[BEGIN]

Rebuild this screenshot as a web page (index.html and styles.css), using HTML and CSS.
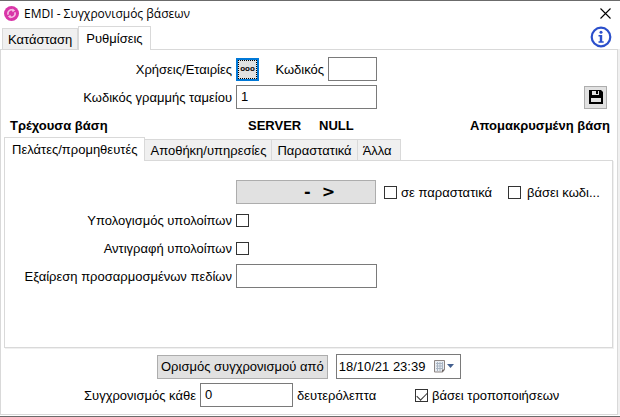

[END]
[BEGIN]

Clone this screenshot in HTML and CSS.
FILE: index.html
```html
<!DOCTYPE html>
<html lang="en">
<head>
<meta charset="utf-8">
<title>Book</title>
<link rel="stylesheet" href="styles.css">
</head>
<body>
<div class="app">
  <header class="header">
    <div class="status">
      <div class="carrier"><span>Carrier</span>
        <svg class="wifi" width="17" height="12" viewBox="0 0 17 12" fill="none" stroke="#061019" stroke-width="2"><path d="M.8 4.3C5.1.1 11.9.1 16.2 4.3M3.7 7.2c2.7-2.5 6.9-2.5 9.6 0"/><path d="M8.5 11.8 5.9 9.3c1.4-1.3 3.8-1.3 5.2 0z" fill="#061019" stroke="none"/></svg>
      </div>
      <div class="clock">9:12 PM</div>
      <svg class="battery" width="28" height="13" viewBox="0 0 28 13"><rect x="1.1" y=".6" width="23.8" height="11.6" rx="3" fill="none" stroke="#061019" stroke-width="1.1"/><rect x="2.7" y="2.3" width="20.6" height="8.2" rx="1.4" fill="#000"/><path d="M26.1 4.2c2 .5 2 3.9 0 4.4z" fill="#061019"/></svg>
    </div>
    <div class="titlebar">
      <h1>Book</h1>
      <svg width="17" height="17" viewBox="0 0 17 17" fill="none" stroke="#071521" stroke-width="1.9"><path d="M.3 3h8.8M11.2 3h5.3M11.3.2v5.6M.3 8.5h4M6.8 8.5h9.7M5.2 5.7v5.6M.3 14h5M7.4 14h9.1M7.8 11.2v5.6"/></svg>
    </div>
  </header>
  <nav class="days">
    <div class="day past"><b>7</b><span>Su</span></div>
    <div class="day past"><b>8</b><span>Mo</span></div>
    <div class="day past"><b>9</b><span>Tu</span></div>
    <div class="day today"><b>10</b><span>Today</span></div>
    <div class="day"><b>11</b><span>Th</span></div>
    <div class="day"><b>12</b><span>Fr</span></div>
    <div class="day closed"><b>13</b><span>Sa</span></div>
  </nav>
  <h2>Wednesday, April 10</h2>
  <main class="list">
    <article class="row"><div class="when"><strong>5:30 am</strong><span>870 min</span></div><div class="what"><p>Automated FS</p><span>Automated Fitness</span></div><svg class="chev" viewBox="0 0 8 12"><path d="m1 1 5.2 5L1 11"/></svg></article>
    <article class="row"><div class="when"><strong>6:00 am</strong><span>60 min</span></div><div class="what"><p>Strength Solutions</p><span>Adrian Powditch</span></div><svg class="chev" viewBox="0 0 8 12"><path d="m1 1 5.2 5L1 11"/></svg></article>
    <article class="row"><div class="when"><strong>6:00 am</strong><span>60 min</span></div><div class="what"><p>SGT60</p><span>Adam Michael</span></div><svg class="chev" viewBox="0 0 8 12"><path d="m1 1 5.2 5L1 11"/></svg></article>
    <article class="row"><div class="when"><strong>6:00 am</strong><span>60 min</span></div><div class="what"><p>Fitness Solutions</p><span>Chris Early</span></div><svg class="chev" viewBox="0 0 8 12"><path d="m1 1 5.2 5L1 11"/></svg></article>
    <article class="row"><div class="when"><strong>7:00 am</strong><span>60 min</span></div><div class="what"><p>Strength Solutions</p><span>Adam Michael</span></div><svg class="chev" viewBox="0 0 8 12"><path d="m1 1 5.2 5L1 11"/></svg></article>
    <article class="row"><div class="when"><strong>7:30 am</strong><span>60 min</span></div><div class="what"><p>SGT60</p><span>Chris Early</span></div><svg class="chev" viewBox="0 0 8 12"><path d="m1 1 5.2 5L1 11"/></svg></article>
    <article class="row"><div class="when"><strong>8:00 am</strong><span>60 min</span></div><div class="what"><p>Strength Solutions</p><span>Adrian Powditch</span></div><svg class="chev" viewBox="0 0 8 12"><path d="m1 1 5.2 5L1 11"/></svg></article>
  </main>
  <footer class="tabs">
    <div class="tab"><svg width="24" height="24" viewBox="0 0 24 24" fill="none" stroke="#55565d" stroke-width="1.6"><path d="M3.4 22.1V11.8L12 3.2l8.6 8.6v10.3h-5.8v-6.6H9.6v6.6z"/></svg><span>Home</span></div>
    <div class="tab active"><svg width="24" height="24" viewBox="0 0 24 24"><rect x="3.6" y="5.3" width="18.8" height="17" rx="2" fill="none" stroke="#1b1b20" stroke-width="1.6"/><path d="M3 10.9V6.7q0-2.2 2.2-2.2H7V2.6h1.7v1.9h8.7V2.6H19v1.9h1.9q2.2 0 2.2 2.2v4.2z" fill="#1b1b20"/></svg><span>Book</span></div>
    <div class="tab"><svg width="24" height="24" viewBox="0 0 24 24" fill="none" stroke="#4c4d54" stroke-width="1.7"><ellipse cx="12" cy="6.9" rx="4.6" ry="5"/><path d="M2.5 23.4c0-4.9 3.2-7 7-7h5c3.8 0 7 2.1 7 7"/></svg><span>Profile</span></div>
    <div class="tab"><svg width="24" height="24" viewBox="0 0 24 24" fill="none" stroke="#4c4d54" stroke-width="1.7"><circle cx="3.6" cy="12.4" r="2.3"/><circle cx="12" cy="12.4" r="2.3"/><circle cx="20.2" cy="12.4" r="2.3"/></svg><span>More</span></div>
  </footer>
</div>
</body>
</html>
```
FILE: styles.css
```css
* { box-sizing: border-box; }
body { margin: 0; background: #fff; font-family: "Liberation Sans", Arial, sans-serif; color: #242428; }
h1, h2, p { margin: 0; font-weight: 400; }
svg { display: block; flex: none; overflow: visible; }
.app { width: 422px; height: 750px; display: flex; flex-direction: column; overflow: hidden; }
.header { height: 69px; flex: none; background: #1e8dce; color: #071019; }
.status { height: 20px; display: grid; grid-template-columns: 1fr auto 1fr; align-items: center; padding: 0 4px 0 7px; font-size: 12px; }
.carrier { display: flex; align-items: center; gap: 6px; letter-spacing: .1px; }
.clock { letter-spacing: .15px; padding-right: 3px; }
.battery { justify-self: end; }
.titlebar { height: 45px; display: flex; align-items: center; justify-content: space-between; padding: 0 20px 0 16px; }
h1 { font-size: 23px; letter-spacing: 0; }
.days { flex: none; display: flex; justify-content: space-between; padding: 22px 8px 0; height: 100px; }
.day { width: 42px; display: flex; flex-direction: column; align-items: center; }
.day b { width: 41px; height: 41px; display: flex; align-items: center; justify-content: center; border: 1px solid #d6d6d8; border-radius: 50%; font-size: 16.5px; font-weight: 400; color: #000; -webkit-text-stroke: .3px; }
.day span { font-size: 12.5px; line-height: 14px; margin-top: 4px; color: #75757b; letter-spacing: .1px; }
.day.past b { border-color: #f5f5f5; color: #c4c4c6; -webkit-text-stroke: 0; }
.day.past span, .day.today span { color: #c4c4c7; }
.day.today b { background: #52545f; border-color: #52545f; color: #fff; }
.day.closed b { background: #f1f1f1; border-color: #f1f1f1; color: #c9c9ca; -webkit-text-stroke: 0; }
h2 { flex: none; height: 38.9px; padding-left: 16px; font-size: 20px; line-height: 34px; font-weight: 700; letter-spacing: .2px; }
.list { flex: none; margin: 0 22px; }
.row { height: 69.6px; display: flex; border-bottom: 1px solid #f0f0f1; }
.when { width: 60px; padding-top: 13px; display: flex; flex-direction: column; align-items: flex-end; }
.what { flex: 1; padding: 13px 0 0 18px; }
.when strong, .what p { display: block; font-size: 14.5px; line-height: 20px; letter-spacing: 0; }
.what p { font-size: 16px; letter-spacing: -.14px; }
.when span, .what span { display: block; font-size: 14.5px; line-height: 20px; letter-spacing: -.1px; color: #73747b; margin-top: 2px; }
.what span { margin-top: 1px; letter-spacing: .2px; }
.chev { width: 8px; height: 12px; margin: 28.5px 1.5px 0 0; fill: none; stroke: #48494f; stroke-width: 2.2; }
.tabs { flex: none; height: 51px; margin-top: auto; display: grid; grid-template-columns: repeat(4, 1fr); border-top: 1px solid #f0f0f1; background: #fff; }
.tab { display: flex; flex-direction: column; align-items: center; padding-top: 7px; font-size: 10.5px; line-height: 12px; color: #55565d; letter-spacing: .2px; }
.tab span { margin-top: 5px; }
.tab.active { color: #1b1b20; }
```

[END]

What the task requires: Lines that hold the word "index" are the ones to return, every one of them.

Result of the task:
Rebuild this screenshot as a web page (index.html and styles.css), using HTML and CSS.
FILE: index.html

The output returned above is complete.